At 1st, I figured meteor photography was an impossibilitiy, given the moon
interference. So, I decided not to do anything for 2000 Leonids.
On 2nd thought, maybe no. There actually, may be some "clever" tactics to use:
1) use short exposures (i.e., prevent the moonlight from saturating the sky
back-ground density on film). Say 2 min exposures on 800 asa film (just a
guess). But, that would eat up a roll of 36 exposure film in 1 hr 12m. Do that
all night (5-6 hours), that means 4 rolls/camera. Since I use a bank of cameras
(3 on 1 mount, 3 on a 2nd mount, 3 on a 3rd mount), that could get expensive.
Over 2 nights, Nov 16-17 & Nov 17-18. (Last year I spent over $300 on film &
developing costs, for 2 nights of meteor patrol photography!! see
http://www.comet-track.com/meteor/leonids99/leonids99.html).
I guess I could back-off, & use less cameras. But, that compromises my blanket
approach ("covering the sky")
2) go for earth grazers, near midnight (when Leo rises at my 34 deg N latitude).
(The half-moon is near the horizon, so the sky isn't that light-polluted). Then,
I can get meteor shots with semi-darksky conditions (shows the Milky Way,
deep-sky objects.)
3) use big aperture scope (to get meteors, since point-source exposures are
function of aperture), with slow f-ratio (to "knock down" sky-background fog).
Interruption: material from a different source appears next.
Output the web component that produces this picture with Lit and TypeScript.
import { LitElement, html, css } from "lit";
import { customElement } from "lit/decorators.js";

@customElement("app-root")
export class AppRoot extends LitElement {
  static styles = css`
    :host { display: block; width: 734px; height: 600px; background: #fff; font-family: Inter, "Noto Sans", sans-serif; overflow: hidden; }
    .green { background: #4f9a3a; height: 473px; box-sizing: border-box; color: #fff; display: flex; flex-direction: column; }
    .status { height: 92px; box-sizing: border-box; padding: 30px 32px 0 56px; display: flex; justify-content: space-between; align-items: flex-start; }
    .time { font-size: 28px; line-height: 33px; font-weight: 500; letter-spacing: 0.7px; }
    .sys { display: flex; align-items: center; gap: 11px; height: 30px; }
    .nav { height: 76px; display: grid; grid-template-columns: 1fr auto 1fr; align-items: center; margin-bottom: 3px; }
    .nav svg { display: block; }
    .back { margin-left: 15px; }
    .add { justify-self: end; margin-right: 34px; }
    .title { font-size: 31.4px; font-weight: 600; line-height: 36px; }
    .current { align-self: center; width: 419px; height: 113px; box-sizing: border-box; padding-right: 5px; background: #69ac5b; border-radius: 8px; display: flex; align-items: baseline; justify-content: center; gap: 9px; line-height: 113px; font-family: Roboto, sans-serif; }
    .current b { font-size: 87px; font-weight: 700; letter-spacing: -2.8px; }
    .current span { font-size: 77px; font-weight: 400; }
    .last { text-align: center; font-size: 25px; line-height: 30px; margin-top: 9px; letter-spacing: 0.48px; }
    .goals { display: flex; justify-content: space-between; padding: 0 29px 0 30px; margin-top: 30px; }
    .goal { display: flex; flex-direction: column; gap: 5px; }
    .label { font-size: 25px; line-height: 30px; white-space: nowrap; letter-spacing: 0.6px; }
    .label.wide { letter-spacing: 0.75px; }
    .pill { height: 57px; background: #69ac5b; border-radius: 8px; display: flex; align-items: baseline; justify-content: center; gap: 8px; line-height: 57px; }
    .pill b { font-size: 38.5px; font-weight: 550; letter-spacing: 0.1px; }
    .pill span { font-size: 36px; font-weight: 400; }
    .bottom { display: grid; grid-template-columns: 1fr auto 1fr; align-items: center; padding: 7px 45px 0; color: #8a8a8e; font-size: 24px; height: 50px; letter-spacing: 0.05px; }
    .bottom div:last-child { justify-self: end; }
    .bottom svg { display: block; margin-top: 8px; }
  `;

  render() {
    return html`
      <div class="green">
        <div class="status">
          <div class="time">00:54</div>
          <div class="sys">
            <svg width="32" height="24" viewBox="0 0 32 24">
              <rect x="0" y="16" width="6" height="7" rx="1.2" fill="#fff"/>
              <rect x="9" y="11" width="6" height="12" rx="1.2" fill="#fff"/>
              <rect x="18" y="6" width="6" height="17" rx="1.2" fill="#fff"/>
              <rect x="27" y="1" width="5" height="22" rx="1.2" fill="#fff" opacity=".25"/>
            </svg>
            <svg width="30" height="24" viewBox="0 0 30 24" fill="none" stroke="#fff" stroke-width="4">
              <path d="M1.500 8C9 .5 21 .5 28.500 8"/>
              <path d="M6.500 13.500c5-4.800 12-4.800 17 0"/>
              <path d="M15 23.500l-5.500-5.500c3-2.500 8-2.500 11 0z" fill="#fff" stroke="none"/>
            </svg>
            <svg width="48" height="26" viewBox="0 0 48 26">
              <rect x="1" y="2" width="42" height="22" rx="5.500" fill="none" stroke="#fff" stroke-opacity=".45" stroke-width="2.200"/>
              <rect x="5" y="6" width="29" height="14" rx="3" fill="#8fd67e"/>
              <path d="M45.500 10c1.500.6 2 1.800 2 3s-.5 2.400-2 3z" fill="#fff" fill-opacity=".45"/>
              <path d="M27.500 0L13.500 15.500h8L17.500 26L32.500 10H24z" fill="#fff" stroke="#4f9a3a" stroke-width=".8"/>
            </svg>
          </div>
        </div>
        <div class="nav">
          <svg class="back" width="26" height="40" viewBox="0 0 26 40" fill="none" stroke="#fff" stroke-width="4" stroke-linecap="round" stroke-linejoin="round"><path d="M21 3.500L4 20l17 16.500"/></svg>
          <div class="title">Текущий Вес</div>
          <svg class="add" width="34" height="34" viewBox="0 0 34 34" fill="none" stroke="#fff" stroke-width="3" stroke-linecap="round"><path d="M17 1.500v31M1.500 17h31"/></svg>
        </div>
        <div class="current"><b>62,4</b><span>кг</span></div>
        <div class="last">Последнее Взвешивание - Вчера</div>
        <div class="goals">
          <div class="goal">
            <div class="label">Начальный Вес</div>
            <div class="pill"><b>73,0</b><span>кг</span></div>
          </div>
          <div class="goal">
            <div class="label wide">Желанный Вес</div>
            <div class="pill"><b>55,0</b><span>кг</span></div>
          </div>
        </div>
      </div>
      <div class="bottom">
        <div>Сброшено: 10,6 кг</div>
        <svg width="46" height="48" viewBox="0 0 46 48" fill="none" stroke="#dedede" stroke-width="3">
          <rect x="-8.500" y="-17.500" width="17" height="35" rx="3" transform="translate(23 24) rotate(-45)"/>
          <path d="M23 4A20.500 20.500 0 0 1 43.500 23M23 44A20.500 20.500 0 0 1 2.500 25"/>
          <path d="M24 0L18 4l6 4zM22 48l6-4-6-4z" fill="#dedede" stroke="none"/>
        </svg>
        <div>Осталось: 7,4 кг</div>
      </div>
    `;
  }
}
But, this means very long focal-length lenses. This minimizes chances of getting
meteors. Contradiction. Paradox. No solution?
For 1), has anyone come up with a formula (ASA, f-ratio, lens diameter, exposure
time), that is sky-background limited for half-moonlit conditions? I can figure
this out, by just going out & testing (long trip, hassle, $$, etc.)
(example)
The Geminids '98, had a crescent moon come up in the east, ~4am.
http://www.comet-track.com/meteor/geminids98/16mm/16mm_36.jpg
I backed off my exposures to 5 min (instead of 15 min, moonless sky), 1000 ASA,
f2.8. But this year, there will be a half-moon, so I would have to go less
exposure. 2 min? 3 min?
Given the predictions, what are the chances of "fireballs" for 2000? ('98 was
noted for the quantity of fireballs. see
http://www.comet-track.com/meteor/leonids98/leonids98.html). '99 was
disappointing..I spent all that $$, the photos paled in comparison to '98.